Von der Heydt-Museum Berühmt für Menschenbilder

Paula Modersohn-Beckers „Alte Armenhäuslerin“ ist zurzeit im Von der Heydt-Museum zu sehen.

Paula Modersohn-Beckers „Alte Armenhäuslerin“, um 1905.

Foto: VdHM/Von der Heydt Museum

Paula Modersohn-Becker ist berühmt für ihre Darstellungen von Frauen, Kindern, Armen und Alten. Dieses Bild aus unserer Sammlung zeigt die Armenhäuslerin Mutter Schröder, genannt „Dreebeen“, die der Künstlerin häufiger als Modell diente. Die alte Frau sitzt im Garten „in Positur“: Einerseits wirkt ihre Haltung gezwungen, mit einem misstrauisch abwartenden Blick eines Menschen, der es nicht gewohnt ist, besonders betrachtet zu werden. Andererseits bemüht sie sich, ihren Körper würdevoll aufrecht zu halten. Die Hände hat sie nebeneinander in den Schoß gelegt, als sei sie sich ihrer Wichtigkeit wohl bewusst.

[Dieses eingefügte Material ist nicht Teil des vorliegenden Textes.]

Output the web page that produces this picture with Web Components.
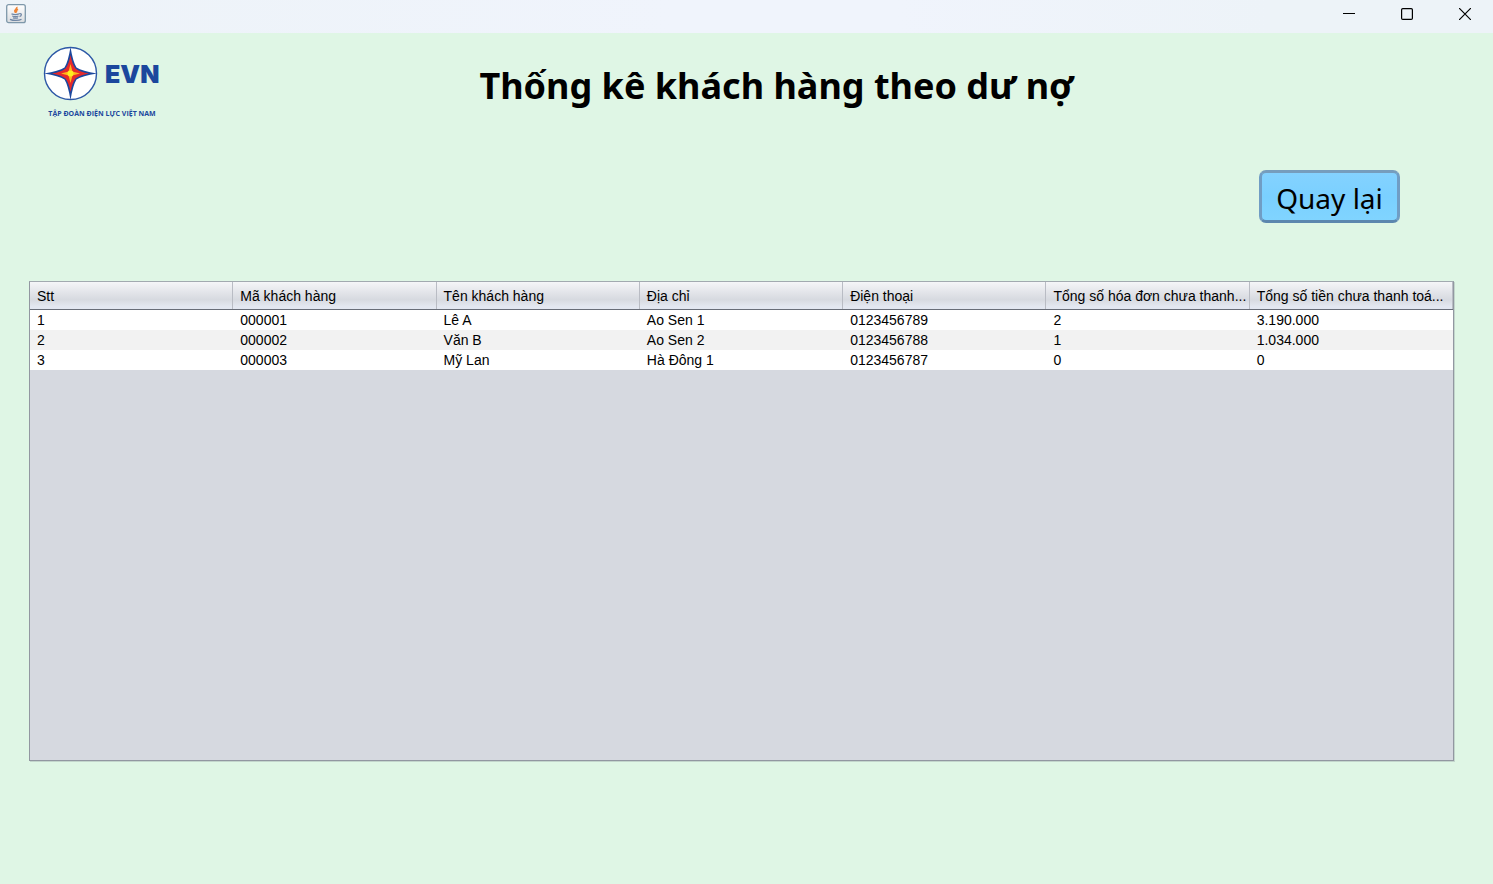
<!DOCTYPE html>
<html lang="vi">
<head>
<meta charset="utf-8">
<title>Thống kê khách hàng theo dư nợ</title>
<style>
html, body { height: 100%; }
body { margin: 0; background: #dff6e5; color: #000; font-family: "Liberation Sans", Arial, sans-serif; }
</style>
</head>
<body>
<app-window>
  <title-bar slot="bar"></title-bar>
  <page-header slot="header">
    <evn-logo slot="logo"></evn-logo>
    Thống kê khách hàng theo dư nợ
  </page-header>
  <back-button slot="actions">Quay lại</back-button>
  <debt-table></debt-table>
</app-window>
<script>
const define = (name, html, setup) => customElements.define(name, class extends HTMLElement {
  constructor() {
    super();
    const t = document.createElement('template');
    t.innerHTML = html;
    this.attachShadow({ mode: 'open' }).append(t.content.cloneNode(true));
    if (setup) setup(this.shadowRoot);
  }
});

define('app-window', `
<style>
:host { display: flex; flex-direction: column; min-height: 100%; }
.actions { display: flex; justify-content: flex-end; padding: 31px 93px 0 30px; }
main { flex: 1; display: flex; flex-direction: column; padding: 58px 39px 123px 29px; }
</style>
<slot name="bar"></slot>
<slot name="header"></slot>
<div class="actions"><slot name="actions"></slot></div>
<main><slot></slot></main>`);

define('title-bar', `
<style>
:host { display: flex; align-items: flex-start; justify-content: space-between; height: 33px;
  background: linear-gradient(90deg, #edf3f8, #f0f4fc 45%, #f0f4fc 60%, #edf3f8 85%); }
.app { display: block; margin: 4px 0 0 6px; }
.controls { display: flex; gap: 2px; }
button { width: 56px; height: 28px; padding: 0; border: 0; background: none; display: grid; place-items: center; }
button svg { display: block; }
</style>
<svg class="app" width="20" height="20" viewBox="0 0 20 20" aria-hidden="true">
  <defs><linearGradient id="g" x2="0" y2="1"><stop stop-color="#fff"/><stop offset="1" stop-color="#d9dcdf"/></linearGradient></defs>
  <rect x=".7" y=".7" width="18.6" height="18" rx="2" fill="url(#g)" stroke="#7e98aa" stroke-width="1.3"/>
  <path d="M10.7 3c1 2-3 2.600-1.700 4.700.3.700.9 1 .9 1.300M12 5.300c-2 1-2 1.700-1 2.500" fill="none" stroke="#ef8434" stroke-width="1.700"/>
  <path d="M5.500 9.800c2 .8 5.500.8 7.500 0M6.200 12c2 .7 4.500.7 6.300 0M7 13.800c1.500.5 3.500.5 5 0M4 15.300c3 1.500 9 1.500 11.500 0M13.200 9.700c3-.7 2.600 2.300.3 2.800" fill="none" stroke="#7087a5" stroke-width="1.300"/>
</svg>
<div class="controls">
  <button aria-label="Minimize"><svg width="12" height="12"><path d="M0 5.500h12" stroke="#000"/></svg></button>
  <button aria-label="Maximize"><svg width="12" height="12"><rect x=".6" y=".6" width="10.800" height="10.800" rx="1.200" fill="none" stroke="#000" stroke-width="1.200"/></svg></button>
  <button aria-label="Close"><svg width="12" height="12"><path d="M0 0l12 12M12 0L0 12" stroke="#000" stroke-width="1.200"/></svg></button>
</div>`);

define('page-header', `
<style>
:host { display: flex; align-items: flex-start; height: 106px; padding: 0 101px 0 43px; }
h1 { flex: 1; margin: 26px 0 0; text-align: center; white-space: nowrap;
  font: bold 36px/54px "Noto Sans", "Open Sans", sans-serif; }
</style>
<slot name="logo"></slot>
<h1><slot></slot></h1>`);

define('evn-logo', `
<style>
:host { display: block; width: 118px; padding-top: 13px; color: #1b479d; }
.mark { display: flex; align-items: center; gap: 7px; height: 55px; }
svg { display: block; flex: none; }
.name { font: 900 25px/28px Inter, sans-serif; }
.caption { margin-top: 8px; font: bold 7px/10px "Open Sans", "Noto Sans", sans-serif; white-space: nowrap; text-align: center; }
</style>
<div class="mark">
  <svg width="55" height="55" viewBox="0 0 55 55" aria-hidden="true">
    <circle cx="27.500" cy="27.500" r="26" fill="#fff" stroke="#2d58a6" stroke-width="1.400"/>
    <path d="M27.500 1Q30 16 33.500 21.500 39 25 54 27.500 39 30 33.500 33.500 30 39 27.500 54 25 39 21.500 33.500 16 30 1 27.500 16 25 21.500 21.500 25 16 27.500 1z" fill="#1b479d"/>
    <path d="M27.500 9Q29 18 32.500 22.500 37 26 46 27.500 37 29 32.500 32.500 29 37 27.500 46 26 37 22.500 32.500 18 29 9 27.500 18 26 22.500 22.500 26 18 27.500 9z" fill="#e52a2b"/>
    <path d="M27.500 18l2 7.500 7.500 2-7.500 2-2 7.500-2-7.500-7.500-2 7.500-2z" fill="#ffb719"/>
    <circle cx="27.500" cy="27.500" r="3" fill="#ffee20"/>
  </svg>
  <span class="name">EVN</span>
</div>
<div class="caption">TẬP ĐOÀN ĐIỆN LỰC VIỆT NAM</div>`);

define('back-button', `
<style>
:host { display: block; }
button { display: block; width: 141px; height: 53px; padding: 3px 0 0; color: #000; white-space: nowrap;
  border: 3px solid; border-color: #769dbd #709dc4 #5c87ae; border-radius: 7px;
  background: linear-gradient(#84d2ff, #7ad0ff 50%, #80d4ff);
  font: 28px/40px "Noto Sans", "Open Sans", sans-serif; }
</style>
<button type="button"><slot></slot></button>`);

define('debt-table', `
<style>
:host { display: block; flex: 1; background: #d6d9e0; border: 1px solid #9297a1; border-top-color: #a2aab0; box-shadow: 1px 1px #c3d6cc; }
table { width: 100%; border-collapse: separate; border-spacing: 0; table-layout: fixed; font-size: 14px; line-height: 20px; }
th, td { padding: 0 0 0 7px; text-align: left; font-weight: normal; white-space: nowrap; overflow: hidden; }
th { height: 27px; border-bottom: 1px solid #686d78;
  background: linear-gradient(90deg, transparent calc(100% - 1px), #b9bcc4 0),
    linear-gradient(#f5f6f8, #e2e4e9 40%, #d7dae0 65%, #e3e7f0 90%, #e3e8f2); }
td { height: 20px; background: #fff; }
tr:nth-child(even) td { background: #f2f2f2; }
</style>
<table><thead><tr></tr></thead><tbody></tbody></table>`, root => {
  const fill = (row, tag, cells) => cells.forEach(text => {
    const cell = document.createElement(tag);
    cell.textContent = text;
    if (tag === 'th') cell.scope = 'col';
    row.append(cell);
  });
  fill(root.querySelector('thead tr'), 'th', ['Stt', 'Mã khách hàng', 'Tên khách hàng', 'Địa chỉ', 'Điện thoại',
    'Tổng số hóa đơn chưa thanh...', 'Tổng số tiền chưa thanh toá...']);
  [['1', '000001', 'Lê A', 'Ao Sen 1', '0123456789', '2', '3.190.000'],
   ['2', '000002', 'Văn B', 'Ao Sen 2', '0123456788', '1', '1.034.000'],
   ['3', '000003', 'Mỹ Lan', 'Hà Đông 1', '0123456787', '0', '0']
  ].forEach(r => fill(root.querySelector('tbody').insertRow(), 'td', r));
});
</script>
</body>
</html>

Modersohn-Beckers Bemühung um eine strenge, statuarisch verfestigte Form ist sowohl an der Figur selbst als auch an den einfachen Umrissen des Pferdes und der Bäume im Hintergrund abzulesen. Zwar eingebunden in die Natur, bleibt doch die massive Gegenwart der großflächig dargestellten Frau bildbeherrschend. Die Individualität des Modells tritt zurück hinter Modersohn-Beckers Anspruch, ihre persönliche künstlerische Empfindung zum Ausdruck zu bringen. Dies wird an diesem Werk ganz deutlich: Paulas Schwester Herma Weinberg beschreibt Mutter Schröder als „kleine, verwachsene Zwergin mit dem im Verhältnis viel zu großen Oberkörper“. Die Künstlerin will jedoch nicht einfach abbilden und schon gar nicht verschönern. Was sie sucht und darstellen will, ist eine umfassende, humane und zeitlose Interpretation des Menschen und der Natur.

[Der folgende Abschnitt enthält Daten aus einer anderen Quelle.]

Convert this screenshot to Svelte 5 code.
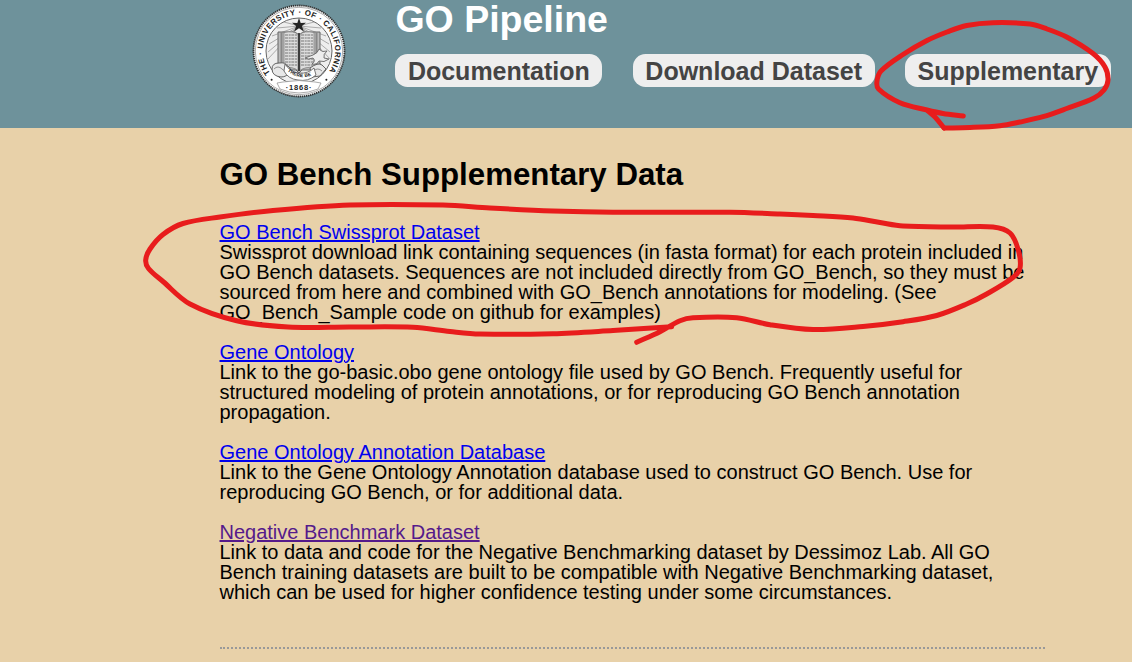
<script>
  const nav = ['Documentation', 'Download Dataset', 'Supplementary'];

  const entries = [
    {
      title: 'GO Bench Swissprot Dataset',
      lines: [
        'Swissprot download link containing sequences (in fasta format) for each protein included in',
        'GO Bench datasets. Sequences are not included directly from GO_Bench, so they must be',
        'sourced from here and combined with GO_Bench annotations for modeling. (See',
        'GO_Bench_Sample code on github for examples)'
      ]
    },
    {
      title: 'Gene Ontology',
      lines: [
        'Link to the go-basic.obo gene ontology file used by GO Bench. Frequently useful for',
        'structured modeling of protein annotations, or for reproducing GO Bench annotation',
        'propagation.'
      ]
    },
    {
      title: 'Gene Ontology Annotation Database',
      lines: [
        'Link to the Gene Ontology Annotation database used to construct GO Bench. Use for',
        'reproducing GO Bench, or for additional data.'
      ]
    },
    {
      title: 'Negative Benchmark Dataset',
      visited: true,
      lines: [
        'Link to data and code for the Negative Benchmarking dataset by Dessimoz Lab. All GO',
        'Bench training datasets are built to be compatible with Negative Benchmarking dataset,',
        'which can be used for higher confidence testing under some circumstances.'
      ]
    }
  ];

  // Freehand pen strokes, as sampled points.
  const strokes = [
    [[963.3,116],[943,113.5],[927,110],[900,102.7],[878.5,89],[877,81],[881,71],[903,54.5],[927,40.5],[947,32],[966.7,25.5],[993,22.7],[1030,24],[1047,29],[1066.7,37],[1093,53.5],[1105,67],[1108,80],[1104,90],[1094,98],[1066.7,108.5],[1043,116.7],[1020,122],[1000,125.7],[970,127.5],[944,128]],
    [[944,128],[935,117],[928,111]],
    [[671.7,326.7],[613,330.5],[553,333.7],[480,334],[450,331.5],[413,327.3],[350,327],[288,327],[236.7,320.7],[190,304],[163,281.5],[148.5,268.5],[145.7,260],[150,249],[163,234.5],[183,223.5],[220,217],[273,210.5],[350,205],[443,205],[490,208],[553,211],[613,212.3],[730,212.3],[780,214],[813,215.5],[853,218],[880,222.5],[903,226],[953,227],[993,227],[1010,233],[1018.3,250],[1020,268],[1013,277.5],[986.7,294],[966.7,304],[936.7,315.5],[903,321.7],[863,326.5],[813,329.5],[770,324.7],[736.7,317.7],[693,317.7],[680,320.7],[660,331.7],[636.7,342.3]]
  ];

  function smooth(p) {
    let d = `M${p[0]}`;
    for (let i = 0; i < p.length - 1; i++) {
      const a = p[i - 1] ?? p[i], b = p[i], c = p[i + 1], e = p[i + 2] ?? c;
      const len = Math.hypot(c[0] - b[0], c[1] - b[1]);
      const ab = Math.hypot(c[0] - a[0], c[1] - a[1]) || 1;
      const be = Math.hypot(e[0] - b[0], e[1] - b[1]) || 1;
      const k = len / 3;
      d += `C${b[0] + (c[0] - a[0]) / ab * k},${b[1] + (c[1] - a[1]) / ab * k} ${c[0] - (e[0] - b[0]) / be * k},${c[1] - (e[1] - b[1]) / be * k} ${c}`;
    }
    return d;
  }

  const rows = Array.from({ length: 11 }, (_, i) => 31 + i * 3);
</script>

<div class="page">
  <header>
    <svg class="seal" viewBox="0 0 94 94" width="94" height="94">
      <circle cx="47" cy="47" r="45.5" fill="#fff" stroke="#333" stroke-width="1.8" stroke-dasharray="1.4 .7" />
      <circle cx="47" cy="47" r="43.7" fill="none" stroke="#888" stroke-width=".7" />
      <circle cx="47" cy="47" r="33" fill="#eee" stroke="#666" stroke-width="1" />
      <path d="M47 22L20 32M47 22L17 40M47 22L16 48M47 22L15 56M47 22L74 32M47 22L77 40M47 22L78 48M47 22L79 56M47 22L32 18M47 22L62 18M47 22L25 24M47 22L69 24" stroke="#999" stroke-width=".8" />
      <path d="M26 28v38h18l3 3 3-3h18V28H51l-4 3-4-3z" fill="#bbb" stroke="#666" stroke-width="1" />
      <path d="M29.5 28v37M64.5 28v37" stroke="#888" stroke-width="2" />
      <path d="M32 28.5q10-2 14 2v36q-5-4-14-3zM62 28.5q-10-2-14 2v36q5-4 14-3z" fill="#ddd" stroke="#777" stroke-width=".7" />
      <g stroke="#777" stroke-width="1" stroke-dasharray="3 .7 2 .6">
        {#each rows as y}<path d="M33 {y}h12M49 {y}h12" />{/each}
      </g>
      <path d="M47 29v38" stroke="#333" stroke-width="1.8" />
      <path d="M47 14l1.7 5 5.3-.2-4.1 3.3 1.9 5.3-4.8-3.1-4.8 3.1 1.9-5.3-4.1-3.3 5.3.2z" fill="#222" />
      <path d="M61 51q5-2 6-6 3 4 8 2-4 3-3 7l5 1q-5 4-10 2-2 4-7 3 4-3 1-6-5 2-8 0z" fill="#eee" stroke="#666" stroke-width=".9" />
      <path d="M20 65q0-6 7-6 7-1 8 3 5 1 2 6-2 5-8 5-9-1-9-8zM58 64q8-6 12-3l4 4-6 7-8 1z" fill="#e8e8e8" stroke="#555" stroke-width=".9" />
      <path d="M22 65q4-4 8 0t6 3M61 67q5-4 9 0" fill="none" stroke="#777" stroke-width=".8" />
      <path d="M33 60q5 8 14 9 9 1 15-5l2 7q-8 7-18 5-10-1-14-9z" fill="#fff" stroke="#555" stroke-width=".8" />
      <path id="motto" d="M35.5 67q11 10 27 3.5" fill="none" />
      <text class="motto"><textPath href="#motto">THERE BE</textPath></text>
      <path d="M31 78q16-3 32 0l6 1-3 6q-19 8-38 0l-3-6z" fill="#fff" stroke="#888" stroke-width=".7" />
      <path id="ring" d="M18.2 69A36.2 36.2 0 1 1 75.8 69" fill="none" />
      <text class="ring"><textPath href="#ring">THE · UNIVERSITY · OF · CALIFORNIA</textPath></text>
      <circle cx="19.6" cy="75.8" r="1" fill="#222" />
      <circle cx="74.4" cy="75.8" r="1" fill="#222" />
      <text class="year" x="47" y="86" text-anchor="middle">·1868·</text>
    </svg>
    <div class="brand">
      <h1>GO Pipeline</h1>
      <nav>
        {#each nav as item}<a class="tab" href="#top">{item}</a>{/each}
      </nav>
    </div>
  </header>
  <main>
    <h2>GO Bench Supplementary Data</h2>
    {#each entries as entry}
      <section>
        <a class="link" class:visited={entry.visited} href="#top">{entry.title}</a>
        {#each entry.lines as line}<p>{line}</p>{/each}
      </section>
    {/each}
    <div class="rule"></div>
  </main>
  <svg class="ink" viewBox="0 0 1132 662" width="1132" height="662">
    {#each strokes as s}<path d={smooth(s)} />{/each}
  </svg>
</div>

<style>
  :global(body) { margin: 0; overflow: hidden; }
  .page {
    position: relative;
    box-sizing: border-box;
    width: 1132px;
    height: 662px;
    overflow: hidden;
    background: #e8d1a9;
    font-family: "Liberation Sans", Arial, sans-serif;
    color: #000;
  }
  header {
    box-sizing: border-box;
    height: 128px;
    padding: 4px 0 0 252px;
    display: flex;
    align-items: flex-start;
    background: #6e929b;
  }
  .seal { flex: none; display: block; }
  .ring { font-size: 7.9px; font-weight: bold; letter-spacing: .43px; fill: #222; }
  .year { font-size: 7.5px; font-weight: bold; letter-spacing: .8px; fill: #222; }
  .motto { font-size: 4.8px; font-weight: bold; letter-spacing: .2px; fill: #222; }
  .brand { margin: -4px 0 0 49.4px; }
  h1 {
    margin: 0;
    height: 39px;
    line-height: 39px;
    font-size: 37.5px;
    color: #fff;
  }
  nav { display: flex; gap: 30.5px; margin-top: 15px; }
  .tab {
    height: 33px;
    line-height: 34px;
    padding: 0 12.5px;
    border-radius: 12.5px;
    background: #eee;
    color: #444;
    font-size: 25px;
    font-weight: bold;
    text-decoration: none;
    white-space: nowrap;
  }
  main { padding: 28px 0 0 219.5px; }
  h2 { margin: 0 0 29px; line-height: 37px; font-size: 31.25px; }
  section { margin-bottom: 20px; font-size: 20px; line-height: 20px; white-space: nowrap; }
  .link { display: block; width: max-content; color: #00e; }
  .link.visited { color: #551a8b; }
  p { margin: 0; }
  .rule { width: 825px; margin-top: 45px; border-top: 2px dotted #999; }
  .ink { position: absolute; inset: 0; pointer-events: none; }
  .ink path {
    fill: none;
    stroke: #e81c1c;
    stroke-width: 5;
    stroke-linecap: round;
    stroke-linejoin: round;
  }
</style>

So verwandelt sie „Dreebeen“ auf der Leinwand in eine wuchtige und massige Gestalt, die Modersohn-Beckers Einsicht verkörpern soll, dass Alter und Krankheit Stufen zu der menschlichen Vollendung seien. In Worpswede fand sie mit den Darstellungen der einfachen Landbevölkerung die Möglichkeit, ihr „Verlangen nach Einfachheit und Größe“ zu stillen. Nachdem August von der Heydt dem Museum schon vor dem Zweiten Weltkrieg eine Reihe Gemälde von Paula Modersohn-Becker geschenkt und sein Sohn Eduard von der Heydt nach dem Krieg weitere Bilder der Künstlerin an das Museum gegeben hatte, wurde dieses Gemälde 1969 für die Sammlung des Von der Heydt-Museums erworben. Unser Museum besitzt damit neben dem Paula Modersohn-Becker-Museum in Bremen die meisten Werke dieser, früh mit nur 31 Jahren, verstorbenen Künstlerin. Das Bild „Alte Armenhäuslerin“ ist eines der zahlreichen Frauenporträts, die zurzeit in unserer Ausstellung Paula Modersohn-Becker zu sehen sind.